Reduced to the simplest statement, the material facts were: That in April, Egilbert answered the petition for a writ of mandate, stating that he was then, April 22, 1907, the secretary of the company; that the cause was, on the issues then joined, set for trial May 20, 1907; that on May 18th he had resigned and thenceforward ceased to be secretary or to have control of the books of the company; that on May 25th, when the writ was served he was not the secretary and could not comply with the order; that his resignation was not for the purpose of evading the order of the court.

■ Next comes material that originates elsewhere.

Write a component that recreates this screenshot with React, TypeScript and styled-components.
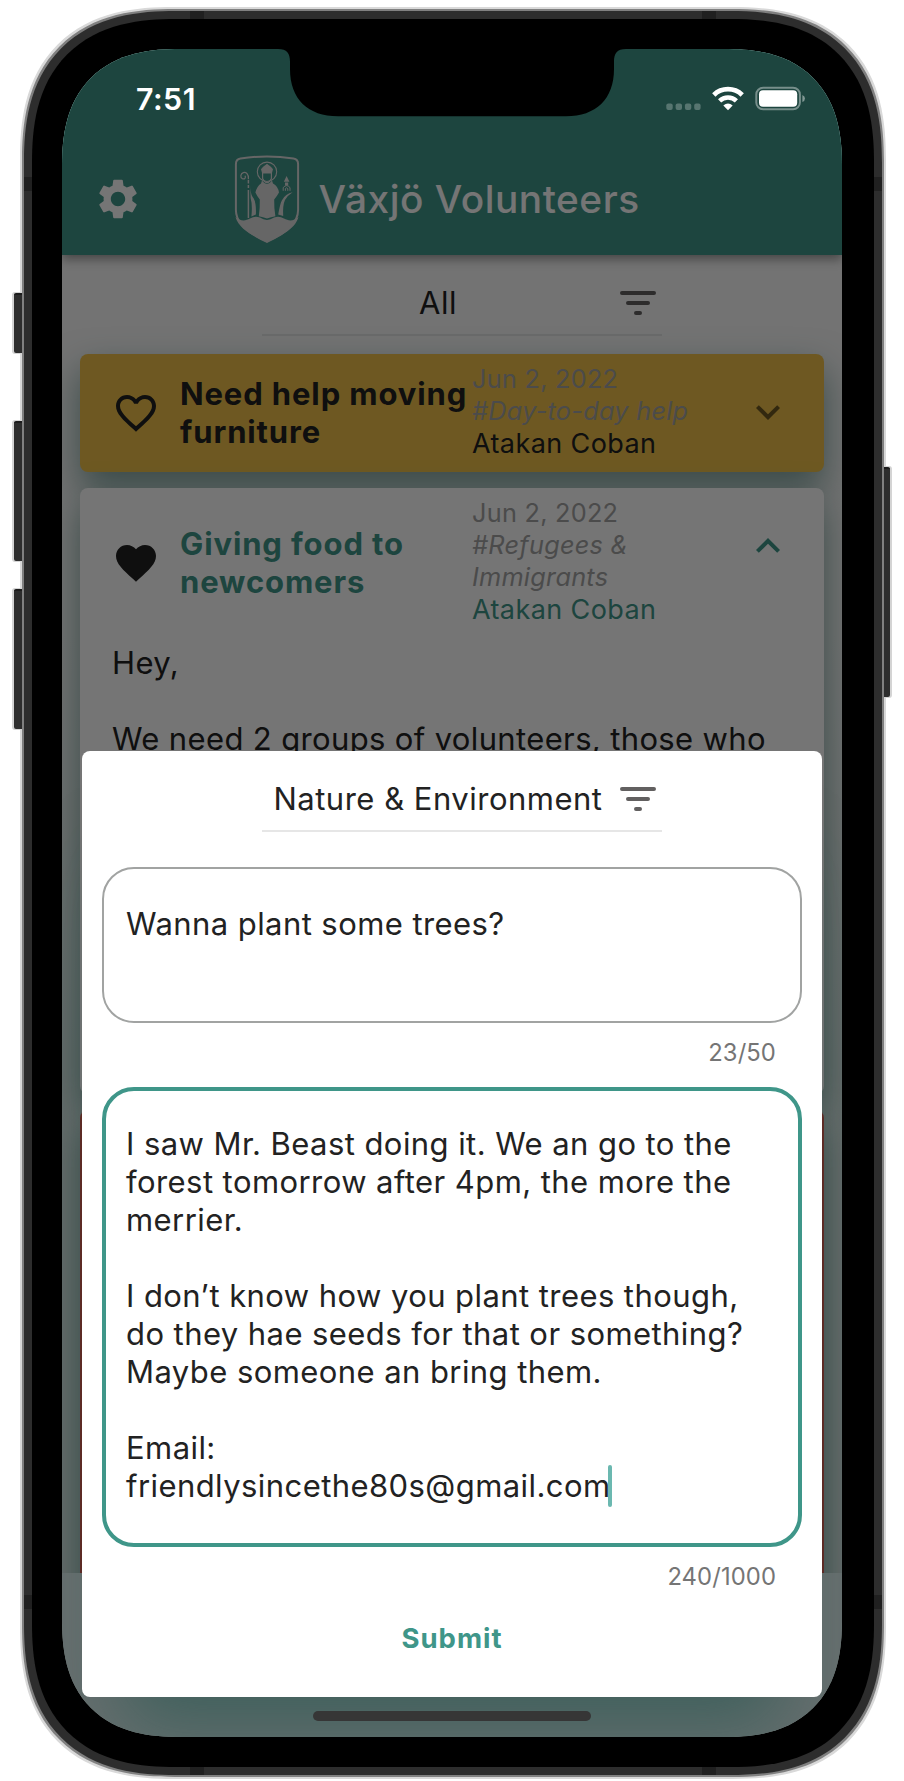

At the hearing on May 20th, the issue was the same as when Egilbert filed his answer, namely, that he was then — April 22d — the secretary of the company. If he continued to be such secretary until the hearing, May 20th, the fact should have been proven, or, if he resigned contumaciously to evade the operation of any writ that might be issued, that fact should have been shown. But the court conceded that the resignation had no such object in view, by eliminating all evidence on that point, and it not only did not find that Egilbert was secretary on May 20th, but did find that he had resigned on May 18th. The fact that Egilbert withheld from the court the fact of his resignation on May 20th, and allowed the court to grant the writ under the impression that Egilbert was then the secretary, is not the ground on which the contempt judgment was based; that judgment rested on his failure and refusal to produce the books of the company. *194

Respondent did not appear at the hearing here and has filed no brief of points and authorities.

It clearly appears, and is not controverted, that it was beyond the power of petitioner to comply with the order when the peremptory writ of mandate issued and when it was served upon him, and that his inability to comply was not brought about through any design or purpose to evade the order of the court. Upon this state of facts the court was without jurisdiction to punish him for contempt. (Adams v. Haskell Woods, 6 Cal. 316, [65 Am. Dec. 517]; Ex parte Cohn, 6 Cal. 319, [cited in Ex parte Cottrell, 59 Cal. 420]; Ex parte Todd,119 Cal. 57, [50 P. 1071]; In re Cowden, 139 Cal. 244, [73 P. 156].)

Petitioner could show his resignation and that he was no longer in control of the company's books as an answer to contempt proceedings for noncompliance with the writ ofmandamus. (United States v. Seaboard R. C., 85 Fed. 955.)

The supreme court said in Ex parte Hoar, 146 Cal. 132, [79 P. 853]: "In cases of contempt every court exercises a special and limited jurisdiction, and its authority to impose a fine or term of imprisonment must be shown by the record of conviction." (Citing Overend v. Superior Court, 131 Cal. 280, [63 P. 372].)

The judgment adjudging petitioner guilty of contempt and imposing punishment therefor is hereby vacated and declared to be null and void.